## BEGIN Collected material

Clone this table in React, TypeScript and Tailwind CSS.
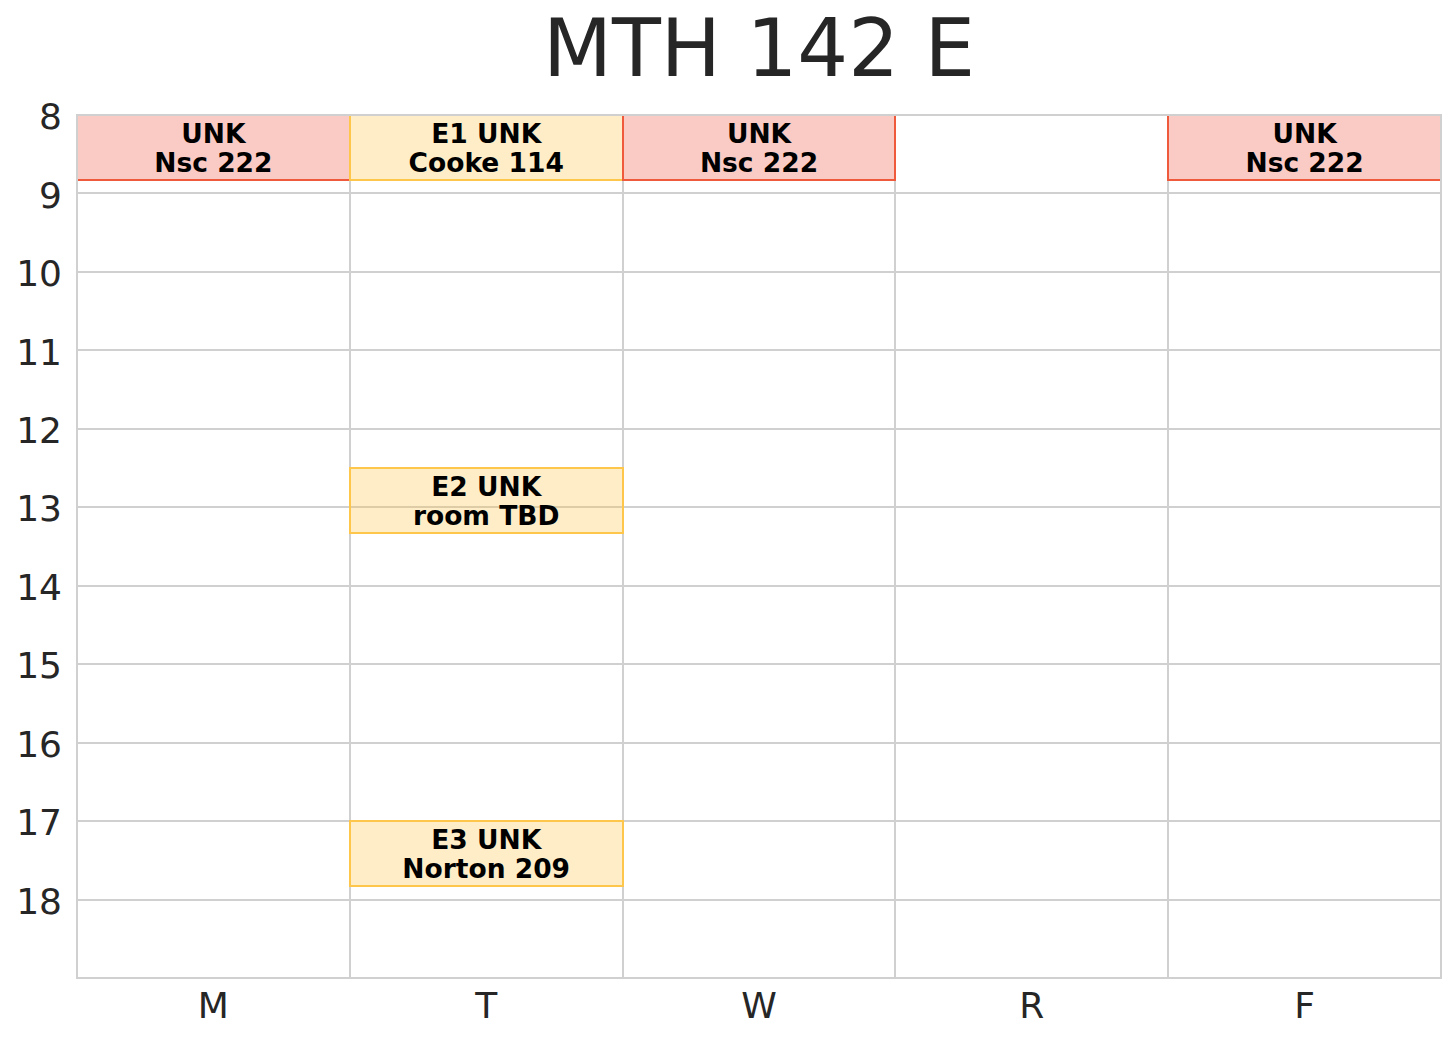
import React from "react";

const HOUR = 863 / 11;
const COL = 1364 / 5;

const days = ["M", "T", "W", "R", "F"];
const hours = [8, 9, 10, 11, 12, 13, 14, 15, 16, 17, 18];

type Block = {
  day: number;
  start: number;
  end: number;
  title: string;
  room: string;
  kind: "lec" | "exam";
};

const blocks: Block[] = [
  { day: 0, start: 8, end: 8 + 50 / 60, title: "UNK", room: "Nsc 222", kind: "lec" },
  { day: 1, start: 8, end: 8 + 50 / 60, title: "E1 UNK", room: "Cooke 114", kind: "exam" },
  { day: 2, start: 8, end: 8 + 50 / 60, title: "UNK", room: "Nsc 222", kind: "lec" },
  { day: 4, start: 8, end: 8 + 50 / 60, title: "UNK", room: "Nsc 222", kind: "lec" },
  { day: 1, start: 12.5, end: 12.5 + 50 / 60, title: "E2 UNK", room: "room TBD", kind: "exam" },
  { day: 1, start: 17, end: 17 + 50 / 60, title: "E3 UNK", room: "Norton 209", kind: "exam" },
];

export default function App() {
  return (
    <div className="w-[1456px] h-[1040px] bg-white text-[#262626] font-['DejaVu_Sans',sans-serif]">
      {/* Title */}
      <div className="h-[115px] w-[1441px] pl-[77px] pt-[9px]">
        <h1 className="text-[80px] leading-[80px] text-center">MTH 142 E</h1>
      </div>

      <div className="flex">
        {/* Y axis */}
        <div className="w-[77px] h-[863px] pr-[15px]">
          <div className="flex flex-col mt-[-37px]">
            {hours.map((h) => (
              <div key={h} className="h-[78.4545px] flex items-center justify-end text-[36px] leading-[36px]">
                {h}
              </div>
            ))}
          </div>
        </div>

        {/* Plot */}
        <div className="relative w-[1364px] h-[863px]">
          <div className="grid grid-cols-5 grid-rows-[repeat(11,1fr)] w-full h-full">
            {hours.map((h, r) =>
              days.map((d, c) => (
                <div
                  key={h + d}
                  className={`${c < 4 ? "border-r-2" : ""} ${r < 10 ? "border-b-2" : ""} border-[#d0d0d0] translate-x-[1px] translate-y-[1px]`}
                />
              ))
            )}
          </div>

          {blocks.map((b, i) => (
            <div
              key={i}
              className={`absolute flex flex-col items-center justify-center border-2 text-black font-bold text-[26.5px] leading-[29px] ${
                b.kind === "lec" ? "bg-[#ef533a]/30 border-[#f05a3c]" : "bg-[#fdc344]/30 border-[#fec64a]"
              }`}
              style={{
                left: b.day * COL - 1,
                top: (b.start - 8) * HOUR - 1,
                width: COL + 2,
                height: (b.end - b.start) * HOUR + 2,
              }}
            >
              <span>{b.title}</span>
              <span>{b.room}</span>
            </div>
          ))}

          {/* frame */}
          <div className="absolute inset-0 outline-2 outline-[#d0d0d0] -outline-offset-1 pointer-events-none" />
        </div>
      </div>

      {/* X axis */}
      <div className="flex w-[1441px] pl-[77px] pt-[10px]">
        {days.map((d) => (
          <div key={d} className="flex-1 text-center text-[36px] leading-[36px]">
            {d}
          </div>
        ))}
      </div>
    </div>
  );
}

## END Collected material

Task objective: Make an exact copy of the whole listing, but don't bring over any pictures.

Worked answer:
Clone this table in React, TypeScript and Tailwind CSS.
import React from "react";

const HOUR = 863 / 11;
const COL = 1364 / 5;

const days = ["M", "T", "W", "R", "F"];
const hours = [8, 9, 10, 11, 12, 13, 14, 15, 16, 17, 18];

type Block = {
  day: number;
  start: number;
  end: number;
  title: string;
  room: string;
  kind: "lec" | "exam";
};

const blocks: Block[] = [
  { day: 0, start: 8, end: 8 + 50 / 60, title: "UNK", room: "Nsc 222", kind: "lec" },
  { day: 1, start: 8, end: 8 + 50 / 60, title: "E1 UNK", room: "Cooke 114", kind: "exam" },
  { day: 2, start: 8, end: 8 + 50 / 60, title: "UNK", room: "Nsc 222", kind: "lec" },
  { day: 4, start: 8, end: 8 + 50 / 60, title: "UNK", room: "Nsc 222", kind: "lec" },
  { day: 1, start: 12.5, end: 12.5 + 50 / 60, title: "E2 UNK", room: "room TBD", kind: "exam" },
  { day: 1, start: 17, end: 17 + 50 / 60, title: "E3 UNK", room: "Norton 209", kind: "exam" },
];

export default function App() {
  return (
    <div className="w-[1456px] h-[1040px] bg-white text-[#262626] font-['DejaVu_Sans',sans-serif]">
      {/* Title */}
      <div className="h-[115px] w-[1441px] pl-[77px] pt-[9px]">
        <h1 className="text-[80px] leading-[80px] text-center">MTH 142 E</h1>
      </div>

      <div className="flex">
        {/* Y axis */}
        <div className="w-[77px] h-[863px] pr-[15px]">
          <div className="flex flex-col mt-[-37px]">
            {hours.map((h) => (
              <div key={h} className="h-[78.4545px] flex items-center justify-end text-[36px] leading-[36px]">
                {h}
              </div>
            ))}
          </div>
        </div>

        {/* Plot */}
        <div className="relative w-[1364px] h-[863px]">
          <div className="grid grid-cols-5 grid-rows-[repeat(11,1fr)] w-full h-full">
            {hours.map((h, r) =>
              days.map((d, c) => (
                <div
                  key={h + d}
                  className={`${c < 4 ? "border-r-2" : ""} ${r < 10 ? "border-b-2" : ""} border-[#d0d0d0] translate-x-[1px] translate-y-[1px]`}
                />
              ))
            )}
          </div>

          {blocks.map((b, i) => (
            <div
              key={i}
              className={`absolute flex flex-col items-center justify-center border-2 text-black font-bold text-[26.5px] leading-[29px] ${
                b.kind === "lec" ? "bg-[#ef533a]/30 border-[#f05a3c]" : "bg-[#fdc344]/30 border-[#fec64a]"
              }`}
              style={{
                left: b.day * COL - 1,
                top: (b.start - 8) * HOUR - 1,
                width: COL + 2,
                height: (b.end - b.start) * HOUR + 2,
              }}
            >
              <span>{b.title}</span>
              <span>{b.room}</span>
            </div>
          ))}

          {/* frame */}
          <div className="absolute inset-0 outline-2 outline-[#d0d0d0] -outline-offset-1 pointer-events-none" />
        </div>
      </div>

      {/* X axis */}
      <div className="flex w-[1441px] pl-[77px] pt-[10px]">
        {days.map((d) => (
          <div key={d} className="flex-1 text-center text-[36px] leading-[36px]">
            {d}
          </div>
        ))}
      </div>
    </div>
  );
}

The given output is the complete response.